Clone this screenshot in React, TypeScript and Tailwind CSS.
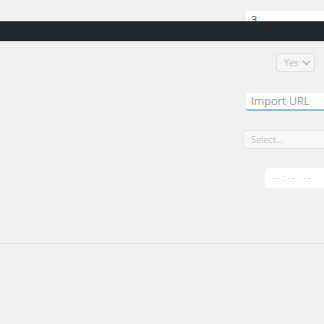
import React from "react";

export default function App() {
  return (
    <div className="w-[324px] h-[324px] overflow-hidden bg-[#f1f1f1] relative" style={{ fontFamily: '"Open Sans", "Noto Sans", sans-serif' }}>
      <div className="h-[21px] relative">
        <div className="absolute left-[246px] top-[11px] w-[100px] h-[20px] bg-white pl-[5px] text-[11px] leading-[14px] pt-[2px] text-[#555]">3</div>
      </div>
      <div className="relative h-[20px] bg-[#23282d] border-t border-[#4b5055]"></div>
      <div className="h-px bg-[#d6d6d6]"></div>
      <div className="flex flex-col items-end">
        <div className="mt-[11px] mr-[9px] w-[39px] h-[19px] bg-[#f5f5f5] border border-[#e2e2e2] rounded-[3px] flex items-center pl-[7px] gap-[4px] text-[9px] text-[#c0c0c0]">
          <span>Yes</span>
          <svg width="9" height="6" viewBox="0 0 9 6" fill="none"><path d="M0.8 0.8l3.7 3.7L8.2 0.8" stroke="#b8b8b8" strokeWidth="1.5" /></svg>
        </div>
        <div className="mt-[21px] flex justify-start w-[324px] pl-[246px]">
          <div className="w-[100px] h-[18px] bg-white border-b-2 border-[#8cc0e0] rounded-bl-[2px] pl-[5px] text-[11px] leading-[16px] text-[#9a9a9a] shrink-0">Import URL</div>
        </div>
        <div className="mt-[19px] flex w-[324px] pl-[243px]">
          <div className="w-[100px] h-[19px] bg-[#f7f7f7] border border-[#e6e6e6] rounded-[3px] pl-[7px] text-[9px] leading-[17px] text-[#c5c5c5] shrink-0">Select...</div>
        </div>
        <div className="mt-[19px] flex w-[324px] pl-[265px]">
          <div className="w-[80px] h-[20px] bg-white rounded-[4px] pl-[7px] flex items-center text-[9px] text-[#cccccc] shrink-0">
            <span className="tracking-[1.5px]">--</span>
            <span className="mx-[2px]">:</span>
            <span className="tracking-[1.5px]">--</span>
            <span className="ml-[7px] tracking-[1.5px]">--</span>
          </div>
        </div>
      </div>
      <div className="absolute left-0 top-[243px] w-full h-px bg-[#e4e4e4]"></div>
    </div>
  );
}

####

Print the whole listing above once more, word for word, without its pictures.

Clone this screenshot in React, TypeScript and Tailwind CSS.
import React from "react";

export default function App() {
  return (
    <div className="w-[324px] h-[324px] overflow-hidden bg-[#f1f1f1] relative" style={{ fontFamily: '"Open Sans", "Noto Sans", sans-serif' }}>
      <div className="h-[21px] relative">
        <div className="absolute left-[246px] top-[11px] w-[100px] h-[20px] bg-white pl-[5px] text-[11px] leading-[14px] pt-[2px] text-[#555]">3</div>
      </div>
      <div className="relative h-[20px] bg-[#23282d] border-t border-[#4b5055]"></div>
      <div className="h-px bg-[#d6d6d6]"></div>
      <div className="flex flex-col items-end">
        <div className="mt-[11px] mr-[9px] w-[39px] h-[19px] bg-[#f5f5f5] border border-[#e2e2e2] rounded-[3px] flex items-center pl-[7px] gap-[4px] text-[9px] text-[#c0c0c0]">
          <span>Yes</span>
          <svg width="9" height="6" viewBox="0 0 9 6" fill="none"><path d="M0.8 0.8l3.7 3.7L8.2 0.8" stroke="#b8b8b8" strokeWidth="1.5" /></svg>
        </div>
        <div className="mt-[21px] flex justify-start w-[324px] pl-[246px]">
          <div className="w-[100px] h-[18px] bg-white border-b-2 border-[#8cc0e0] rounded-bl-[2px] pl-[5px] text-[11px] leading-[16px] text-[#9a9a9a] shrink-0">Import URL</div>
        </div>
        <div className="mt-[19px] flex w-[324px] pl-[243px]">
          <div className="w-[100px] h-[19px] bg-[#f7f7f7] border border-[#e6e6e6] rounded-[3px] pl-[7px] text-[9px] leading-[17px] text-[#c5c5c5] shrink-0">Select...</div>
        </div>
        <div className="mt-[19px] flex w-[324px] pl-[265px]">
          <div className="w-[80px] h-[20px] bg-white rounded-[4px] pl-[7px] flex items-center text-[9px] text-[#cccccc] shrink-0">
            <span className="tracking-[1.5px]">--</span>
            <span className="mx-[2px]">:</span>
            <span className="tracking-[1.5px]">--</span>
            <span className="ml-[7px] tracking-[1.5px]">--</span>
          </div>
        </div>
      </div>
      <div className="absolute left-0 top-[243px] w-full h-px bg-[#e4e4e4]"></div>
    </div>
  );
}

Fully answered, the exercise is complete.